Provided entries start

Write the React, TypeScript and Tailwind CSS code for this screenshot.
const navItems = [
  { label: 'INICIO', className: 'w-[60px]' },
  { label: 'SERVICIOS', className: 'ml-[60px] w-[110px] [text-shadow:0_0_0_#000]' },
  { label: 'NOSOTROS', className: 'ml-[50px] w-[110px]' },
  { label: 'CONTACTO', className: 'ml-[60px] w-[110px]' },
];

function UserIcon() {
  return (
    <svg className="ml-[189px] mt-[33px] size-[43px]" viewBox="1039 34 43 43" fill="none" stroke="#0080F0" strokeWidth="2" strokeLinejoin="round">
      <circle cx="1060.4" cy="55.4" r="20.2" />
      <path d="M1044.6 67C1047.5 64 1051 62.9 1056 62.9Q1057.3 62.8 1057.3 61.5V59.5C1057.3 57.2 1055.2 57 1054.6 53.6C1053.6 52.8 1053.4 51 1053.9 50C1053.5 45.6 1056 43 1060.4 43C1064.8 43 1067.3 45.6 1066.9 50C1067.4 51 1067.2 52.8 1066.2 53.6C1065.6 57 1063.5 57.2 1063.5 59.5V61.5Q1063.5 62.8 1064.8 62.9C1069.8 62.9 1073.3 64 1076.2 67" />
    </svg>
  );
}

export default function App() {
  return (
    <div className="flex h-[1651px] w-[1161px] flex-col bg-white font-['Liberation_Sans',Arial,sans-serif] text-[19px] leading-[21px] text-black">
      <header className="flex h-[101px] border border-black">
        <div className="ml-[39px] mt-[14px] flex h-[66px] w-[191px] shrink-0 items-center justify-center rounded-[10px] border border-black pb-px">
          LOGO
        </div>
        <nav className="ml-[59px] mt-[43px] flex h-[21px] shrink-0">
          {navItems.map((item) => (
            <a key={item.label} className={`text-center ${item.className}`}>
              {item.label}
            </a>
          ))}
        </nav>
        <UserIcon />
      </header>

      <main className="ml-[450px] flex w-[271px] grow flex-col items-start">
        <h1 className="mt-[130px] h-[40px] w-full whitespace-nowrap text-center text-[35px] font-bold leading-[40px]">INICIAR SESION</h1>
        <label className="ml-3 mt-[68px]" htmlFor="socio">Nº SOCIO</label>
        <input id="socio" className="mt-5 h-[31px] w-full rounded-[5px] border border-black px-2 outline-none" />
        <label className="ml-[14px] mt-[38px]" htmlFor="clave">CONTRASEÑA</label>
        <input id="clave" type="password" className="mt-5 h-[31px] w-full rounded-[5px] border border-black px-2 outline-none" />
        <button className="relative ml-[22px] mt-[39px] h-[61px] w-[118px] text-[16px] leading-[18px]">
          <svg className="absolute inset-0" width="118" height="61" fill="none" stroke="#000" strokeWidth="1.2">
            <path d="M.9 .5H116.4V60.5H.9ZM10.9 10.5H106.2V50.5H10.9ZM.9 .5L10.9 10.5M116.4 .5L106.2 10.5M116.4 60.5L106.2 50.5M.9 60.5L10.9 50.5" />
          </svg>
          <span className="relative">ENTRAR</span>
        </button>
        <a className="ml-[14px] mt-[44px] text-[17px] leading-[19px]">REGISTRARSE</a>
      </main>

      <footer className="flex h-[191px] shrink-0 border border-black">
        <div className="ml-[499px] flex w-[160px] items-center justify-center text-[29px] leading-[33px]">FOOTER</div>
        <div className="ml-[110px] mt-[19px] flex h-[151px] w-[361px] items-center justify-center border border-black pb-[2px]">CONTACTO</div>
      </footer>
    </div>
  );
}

Provided entries end
Provided entries start

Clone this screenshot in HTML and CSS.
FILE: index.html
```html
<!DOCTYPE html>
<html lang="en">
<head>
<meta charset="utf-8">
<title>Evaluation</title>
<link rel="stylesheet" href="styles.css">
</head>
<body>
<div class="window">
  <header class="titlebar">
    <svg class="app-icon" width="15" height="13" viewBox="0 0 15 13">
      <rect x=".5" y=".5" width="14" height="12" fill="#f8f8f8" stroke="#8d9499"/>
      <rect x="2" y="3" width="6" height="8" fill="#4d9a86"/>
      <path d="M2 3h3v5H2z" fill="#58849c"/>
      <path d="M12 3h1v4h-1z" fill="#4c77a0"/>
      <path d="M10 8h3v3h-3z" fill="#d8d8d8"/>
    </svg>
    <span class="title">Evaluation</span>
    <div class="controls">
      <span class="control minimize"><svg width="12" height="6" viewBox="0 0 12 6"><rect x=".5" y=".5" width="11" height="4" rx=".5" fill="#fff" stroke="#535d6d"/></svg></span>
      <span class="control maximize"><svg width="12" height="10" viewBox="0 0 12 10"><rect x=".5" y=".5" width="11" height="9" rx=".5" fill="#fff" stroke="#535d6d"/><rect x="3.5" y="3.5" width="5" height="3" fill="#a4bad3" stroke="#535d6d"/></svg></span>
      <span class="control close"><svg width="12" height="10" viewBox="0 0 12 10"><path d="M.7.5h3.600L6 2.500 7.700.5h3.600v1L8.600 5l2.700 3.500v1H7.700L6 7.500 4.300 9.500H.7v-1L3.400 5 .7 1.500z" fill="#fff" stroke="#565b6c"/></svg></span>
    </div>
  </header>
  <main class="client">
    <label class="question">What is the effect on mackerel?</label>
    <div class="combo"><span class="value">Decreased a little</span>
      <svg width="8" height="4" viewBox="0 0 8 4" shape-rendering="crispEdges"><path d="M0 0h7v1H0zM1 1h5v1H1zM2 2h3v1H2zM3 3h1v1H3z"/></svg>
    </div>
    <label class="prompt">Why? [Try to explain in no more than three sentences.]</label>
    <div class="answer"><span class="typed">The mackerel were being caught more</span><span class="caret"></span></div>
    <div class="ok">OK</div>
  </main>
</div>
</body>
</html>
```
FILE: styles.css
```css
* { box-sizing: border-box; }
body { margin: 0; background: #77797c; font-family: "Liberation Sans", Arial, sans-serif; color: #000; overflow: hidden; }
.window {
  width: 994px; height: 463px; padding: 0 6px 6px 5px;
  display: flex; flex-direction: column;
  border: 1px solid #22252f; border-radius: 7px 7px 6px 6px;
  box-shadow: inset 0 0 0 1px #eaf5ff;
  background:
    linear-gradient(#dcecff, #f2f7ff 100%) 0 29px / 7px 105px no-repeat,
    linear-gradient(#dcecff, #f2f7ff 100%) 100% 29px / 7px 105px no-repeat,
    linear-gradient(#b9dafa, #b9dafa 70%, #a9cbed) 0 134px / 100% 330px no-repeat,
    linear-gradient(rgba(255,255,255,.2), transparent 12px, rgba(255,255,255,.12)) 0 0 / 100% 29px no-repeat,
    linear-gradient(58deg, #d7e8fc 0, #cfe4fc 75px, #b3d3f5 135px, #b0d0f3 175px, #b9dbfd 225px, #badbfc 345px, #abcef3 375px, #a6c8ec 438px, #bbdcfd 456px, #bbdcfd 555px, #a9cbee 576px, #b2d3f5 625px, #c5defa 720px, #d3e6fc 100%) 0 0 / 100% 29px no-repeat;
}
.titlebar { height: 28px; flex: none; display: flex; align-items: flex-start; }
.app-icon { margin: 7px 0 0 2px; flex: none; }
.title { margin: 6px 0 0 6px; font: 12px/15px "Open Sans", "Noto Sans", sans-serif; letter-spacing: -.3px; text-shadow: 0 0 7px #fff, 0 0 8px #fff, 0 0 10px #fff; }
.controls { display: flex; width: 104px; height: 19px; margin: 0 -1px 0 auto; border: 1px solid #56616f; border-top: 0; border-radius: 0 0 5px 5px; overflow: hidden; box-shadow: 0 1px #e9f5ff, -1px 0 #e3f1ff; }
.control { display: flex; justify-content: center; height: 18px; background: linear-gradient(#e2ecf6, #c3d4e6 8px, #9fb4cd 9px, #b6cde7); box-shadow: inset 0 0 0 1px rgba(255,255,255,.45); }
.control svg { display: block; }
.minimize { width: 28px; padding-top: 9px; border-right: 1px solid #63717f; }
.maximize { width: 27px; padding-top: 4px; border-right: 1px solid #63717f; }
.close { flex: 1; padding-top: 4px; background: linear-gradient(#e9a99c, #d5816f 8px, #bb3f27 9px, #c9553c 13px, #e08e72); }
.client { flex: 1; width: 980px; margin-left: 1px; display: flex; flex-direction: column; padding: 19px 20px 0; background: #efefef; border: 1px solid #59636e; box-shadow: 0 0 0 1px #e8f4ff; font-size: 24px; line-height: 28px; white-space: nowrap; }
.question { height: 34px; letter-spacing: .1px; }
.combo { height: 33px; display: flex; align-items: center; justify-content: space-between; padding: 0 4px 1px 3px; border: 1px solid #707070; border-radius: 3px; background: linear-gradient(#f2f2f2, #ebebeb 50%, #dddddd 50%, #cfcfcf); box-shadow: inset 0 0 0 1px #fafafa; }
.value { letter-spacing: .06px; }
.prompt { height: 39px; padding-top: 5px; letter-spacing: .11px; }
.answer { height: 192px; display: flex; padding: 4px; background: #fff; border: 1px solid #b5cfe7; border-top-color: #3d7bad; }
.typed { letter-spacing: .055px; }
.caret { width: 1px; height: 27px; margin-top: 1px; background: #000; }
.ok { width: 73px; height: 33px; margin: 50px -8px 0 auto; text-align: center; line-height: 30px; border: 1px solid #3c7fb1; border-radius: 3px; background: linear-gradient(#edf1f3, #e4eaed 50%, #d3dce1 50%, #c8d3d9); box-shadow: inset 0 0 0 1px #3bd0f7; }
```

Provided entries end

- [What to do]
From the entries above, copy every line where the word "this" shows up.

- [Solution]
Write the React, TypeScript and Tailwind CSS code for this screenshot.
Clone this screenshot in HTML and CSS.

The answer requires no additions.